Australian Federal Police on June 20 seized several electronic devices from the home of the accused, who cannot be named due to a court order.
About 1.4 million files were identified on these devices, including 550,000 unique images.

"The number of files does not provide any indication of the scale of the alleged offending," Detective Superintendent Luke Needham said in a statement on Thursday.
"Rather, this indicates the volume of work required by investigators from the AFP's Victim Identification Team."
The man, aged in his 30s, was charged on July 10, Australian Federal Police confirmed.
He is due to face Parramatta Local Court on Friday on seven counts of using a child to make abusive material.
An eighth charge relates to the transmission of child abuse material.

Officers continue to methodically review the electronic material, Det Supt Needham said.
Asked by reporters, NSW cabinet minister Rose Jackson said she was not aware of the case, "although that sounds incredibly problematic."
The man's identity and his prior places of employment cannot be published until the case progresses further through the local court.
That order was made to protect alleged victims from psychological harm and to avoid causing undue distress to them, their parents and carers and to alleged victims not yet identified by police.

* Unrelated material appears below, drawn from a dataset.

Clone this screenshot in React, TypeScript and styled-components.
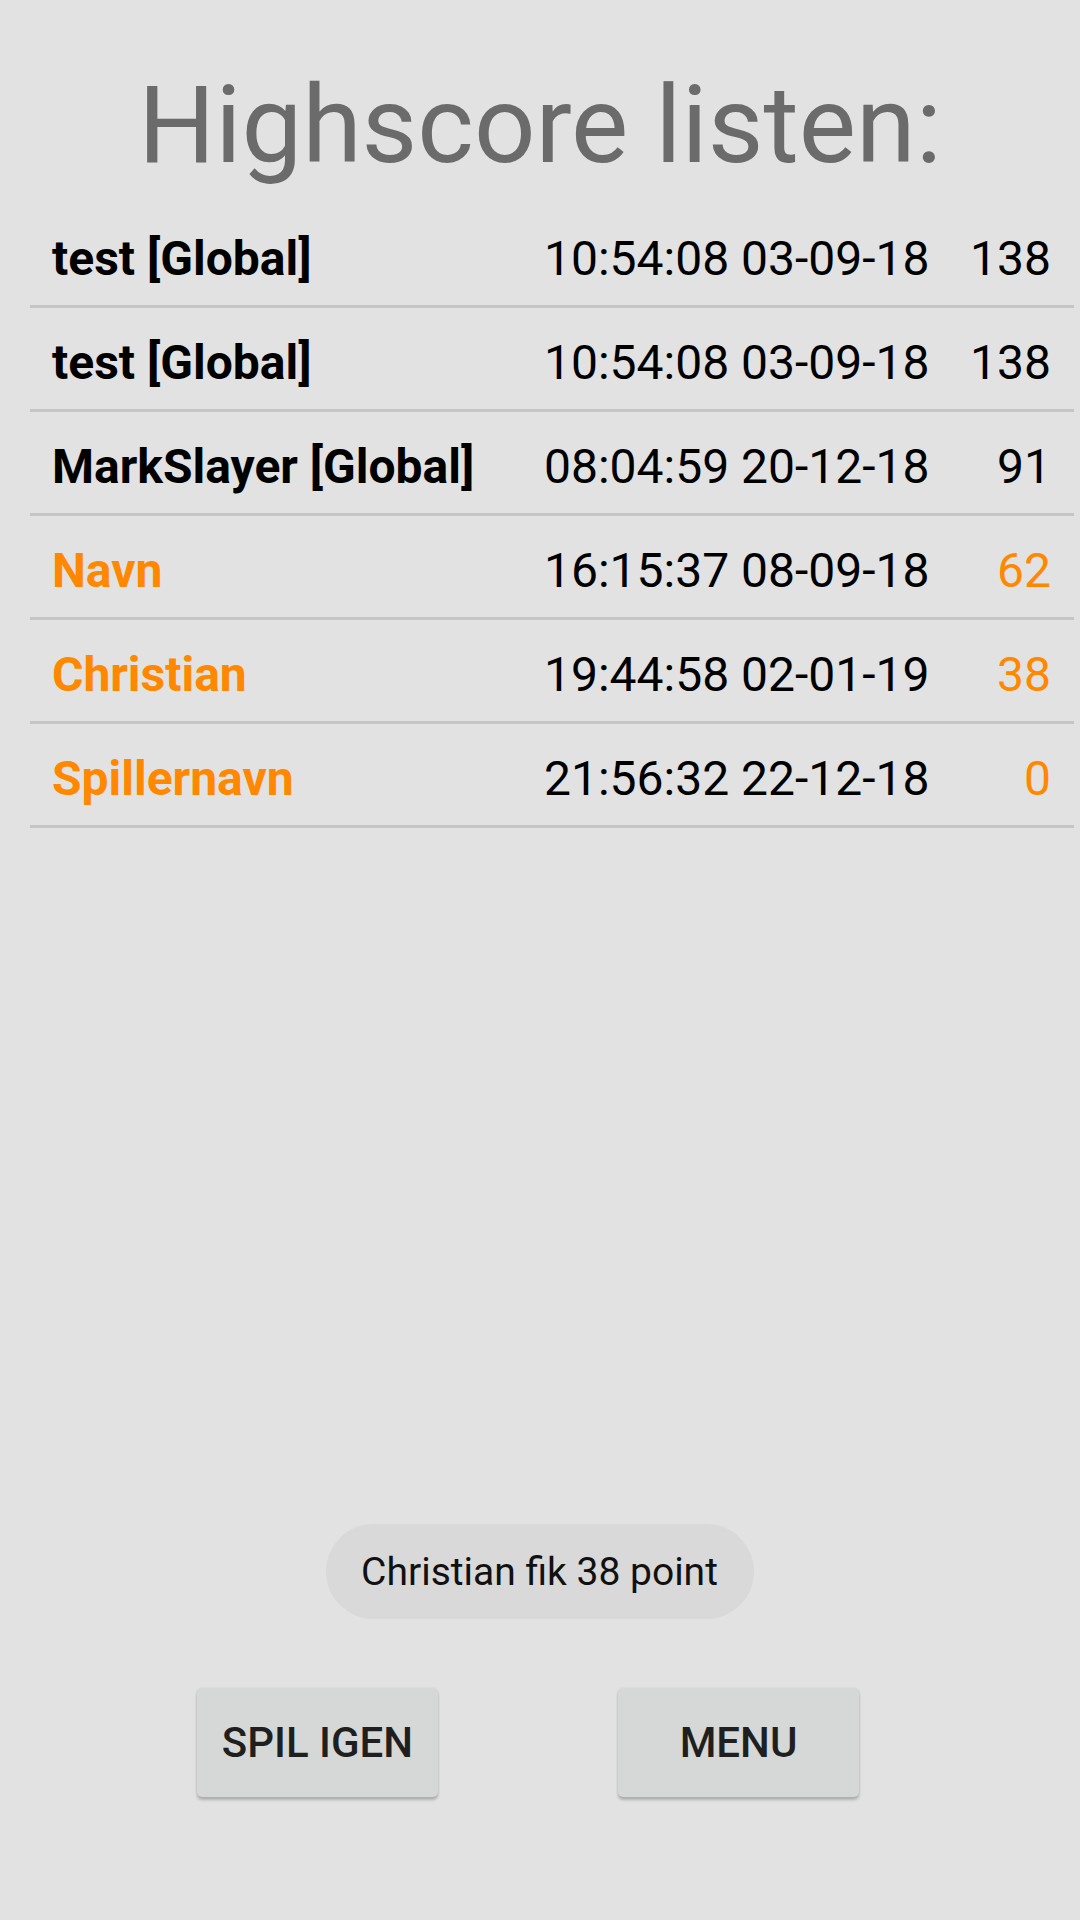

The childcare sector and governments of all levels are reckoning with a crisis of confidence following horrifying allegations of abuse.
Victorian childcare worker Joshua Dale Brown was charged with sexually abusing eight children under the age of two.
A slew of separate accusations have since been made against childcare workers in other states, fuelling calls for action.
The federal government has unveiled a website to name and shame early learning centres that breach child safety laws and passed reforms to strip childcare providers of their funding if they fail to meet quality, safety and compliance standards.
But many issues relating to the enforcement of childcare centres rests with the states.
The NSW government on Wednesday announced a plethora of changes designed to strengthen children's safety including supersized penalties for large childcare providers, more powers for the sector's regulator and reforms to improve transparency for parents.